Baldor’s success is due in no small part to the actions of the maintenance, engineering and facility management personnel in its 25 manufacturing plants and, in this respect, one plant stands out: Baldor's Ozark Plant.

 “Too many companies think all you need to compete and survive is to reduce costs, eliminate waste and be more efficient, but there are other factors involved,” says Mike Collins, president of MPC Management and author of the book “Saving American Manufacturing.” Baldor’s customer focus and holistic drive for value throughout the organization sets them apart from other organizations.

 “Baldor is proof that you can manufacture in American with American workers, export to the rest of the world, get a premium price for a premium product, and compete with any low-cost country in the world — even with a commodity product like electric motors,” he adds.

The Baldor value philosophy

Baldor aims to be the largest and best industrial electric motor manufacturer in the $18 billion global motor market, but not by selling the cheapest motor one can buy. Its strategy is to deliver the highest-value product by improving quality and service, reducing the cost of ownership and shortening the time to deliver products to the customer.

“Our mission is to be the best as perceived by our customers; to be the highest value provider to our customers,” says Randy Waltman, Baldor’s executive vice president of operations.

To achieve this mission, all eyes remain trained on the customer — from the executive office to the plant floor. “Our founders always said, ‘We don’t watch our competitors. We listen to our customers,’” Potts explains.

Raised in the Ozarks

Baldor Ozark Plant’s customer focus and leadership in value-driven processes distinguish it from the competition.

In 1994, a 15-acre tract in a small town in Franklin County, Ark. was selected for a new Baldor motor plant. Ozark’s population of 3,600 welcomed the jobs and economic opportunity the new 60,000-sq.-ft. facility offered.

Today, the Baldor plant in Ozark, Ark., measures 151,800 sq. ft. and is capable of producing 15 hp to 75 hp NEMA premium 210, 250 and 280 electric motors.
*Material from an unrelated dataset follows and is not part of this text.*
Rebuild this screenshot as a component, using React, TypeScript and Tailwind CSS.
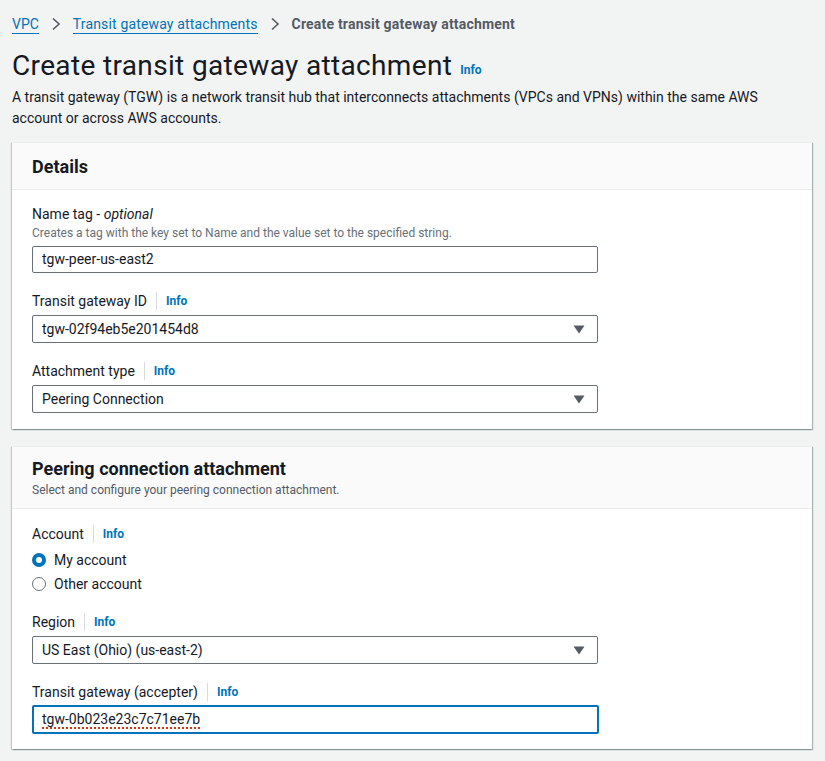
import { ReactNode } from "react"

function Info() {
  return (
    <span className="flex items-center">
      <span className="mx-[9px] h-[18px] w-px bg-[#d5dbdb]" />
      <span className="text-[12px] font-bold text-[#0073bb]">Info</span>
    </span>
  )
}

function Label({ children }: { children: ReactNode }) {
  return (
    <div className="flex h-[22px] items-center text-[14px] leading-[22px] text-[#16191f]">
      <span>{children}</span>
      <Info />
    </div>
  )
}

function Select({ value }: { value: string }) {
  return (
    <div className="mt-[3px] flex h-[28px] w-[566px] items-center justify-between rounded-[2px] border border-[#687078] bg-white pl-[9px] pr-[12px] text-[14px] text-[#16191f]">
      <span>{value}</span>
      <svg width="12" height="9" viewBox="0 0 12 9">
        <path d="M0.5 0.5 H11.5 L6 8.5 Z" fill="#545b64" />
      </svg>
    </div>
  )
}

function Radio({ checked, label }: { checked?: boolean; label: string }) {
  return (
    <div className="flex h-[24px] items-center gap-[8px] text-[14px] text-[#16191f]">
      {checked ? (
        <span className="flex h-[14px] w-[14px] items-center justify-center rounded-full bg-[#0073bb]">
          <span className="h-[6px] w-[6px] rounded-full bg-white" />
        </span>
      ) : (
        <span className="h-[14px] w-[14px] rounded-full border border-[#687078] bg-white" />
      )}
      <span>{label}</span>
    </div>
  )
}

export default function App() {
  return (
    <div
      className="min-h-[761px] w-[825px] bg-[#f2f3f3] px-[12px] text-[#16191f]"
      style={{ fontFamily: 'Roboto, "Noto Sans", Arial, sans-serif' }}
    >
      {/* breadcrumbs */}
      <div className="flex h-[48px] items-center text-[14px]">
        <span className="border-b border-[#0073bb] leading-[18px] text-[#0073bb]">VPC</span>
        <svg className="mx-[12px]" width="10" height="14" viewBox="0 0 10 14">
          <path d="M2 1.5 L8 7 L2 12.5" fill="none" stroke="#545b64" strokeWidth="1.6" />
        </svg>
        <span className="border-b border-[#0073bb] leading-[18px] tracking-[0.15px] text-[#0073bb]">
          Transit gateway attachments
        </span>
        <svg className="mx-[12px]" width="10" height="14" viewBox="0 0 10 14">
          <path d="M2 1.5 L8 7 L2 12.5" fill="none" stroke="#545b64" strokeWidth="1.6" />
        </svg>
        <span className="font-bold tracking-[0.2px] text-[#545b64]">Create transit gateway attachment</span>
      </div>

      {/* title */}
      <div className="flex items-end">
        <h1 className="text-[28px] leading-[36px] tracking-[0.35px] text-[#16191f]">Create transit gateway attachment</h1>
        <span className="mb-[5px] ml-[8px] text-[12px] font-bold text-[#0073bb]">Info</span>
      </div>
      <p className="mt-[3px] pr-[40px] text-[14px] leading-[21px] text-[#16191f]">
        A transit gateway (TGW) is a network transit hub that interconnects attachments (VPCs and VPNs) within the same AWS
        account or across AWS accounts.
      </p>

      {/* details card */}
      <div className="mt-[13px] w-[800px] border-t border-[#eaeded] bg-white shadow-[1px_1px_1px_0_rgba(0,28,36,0.3),-1px_1px_1px_0_rgba(0,28,36,0.2)]">
        <div className="flex h-[47px] items-center border-b border-[#eaeded] bg-[#fafafa] px-[20px]">
          <h2 className="text-[18px] font-bold">Details</h2>
        </div>
        <div className="px-[20px] pb-[16px] pt-[13px]">
          <div className="flex h-[22px] items-center text-[14px]">
            Name tag -&nbsp;<i>optional</i>
          </div>
          <div className="text-[12px] leading-[16px] text-[#687078]">
            Creates a tag with the key set to Name and the value set to the specified string.
          </div>
          <div className="mt-[5px] flex h-[27px] w-[566px] items-center rounded-[2px] border border-[#687078] bg-white pl-[9px] text-[14px]">
            tgw-peer-us-east2
          </div>

          <div className="mt-[17px]">
            <Label>Transit gateway ID</Label>
            <Select value="tgw-02f94eb5e201454d8" />
          </div>
          <div className="mt-[17px]">
            <Label>Attachment type</Label>
            <Select value="Peering Connection" />
          </div>
        </div>
      </div>

      {/* peering card */}
      <div className="mt-[17px] w-[800px] border-t border-[#eaeded] bg-white shadow-[1px_1px_1px_0_rgba(0,28,36,0.3),-1px_1px_1px_0_rgba(0,28,36,0.2)]">
        <div className="border-b border-[#eaeded] bg-[#fafafa] px-[20px] pb-[9px] pt-[10px]">
          <h2 className="text-[18px] font-bold leading-[24px]">Peering connection attachment</h2>
          <div className="text-[12px] leading-[18px] text-[#545b64]">Select and configure your peering connection attachment.</div>
        </div>
        <div className="px-[20px] pb-[15px] pt-[14px]">
          <Label>Account</Label>
          <div className="mt-[3px]">
            <Radio checked label="My account" />
            <Radio label="Other account" />
          </div>

          <div className="mt-[15px]">
            <Label>Region</Label>
            <Select value="US East (Ohio) (us-east-2)" />
          </div>
          <div className="mt-[17px]">
            <Label>Transit gateway (accepter)</Label>
            <div className="mt-[2px] flex h-[29px] w-[567px] items-center rounded-[2px] border-2 border-[#0073bb] bg-white pl-[8px] text-[14px]">
              <span className="underline decoration-[#d13212] decoration-dotted decoration-[1.5px] underline-offset-[3px]">
                tgw-0b023e23c7c71ee7b
              </span>
            </div>
          </div>
        </div>
      </div>
    </div>
  )
}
With 265 employees, it’s the largest employer in Ozark and second largest in Franklin County.

The plant is the market leader in the motors it manufactures and has the shortest lead times in the industry. “Ozark has the highest degree of automation within Baldor Electric Co. and it’s one of the most efficient plants we have today,” says Tom Potts, Baldor Ozark plant manager.

In recent years, the plant has taken a leadership role in transforming its manufacturing, maintenance, training and conservation strategies, making it more efficient, effective and competitive than ever. Its actions serve as a model for any manufacturer seeking to strengthen its competitive position.

About 120,000 units are manufactured annually at the plant, of which 45% are custom designs. “We have more than 10,000 active product designs at Ozark now,” Potts says. The products are sold to OEMs and distributors worldwide in diverse markets such as HVAC, food processing, mining, material handling and energy.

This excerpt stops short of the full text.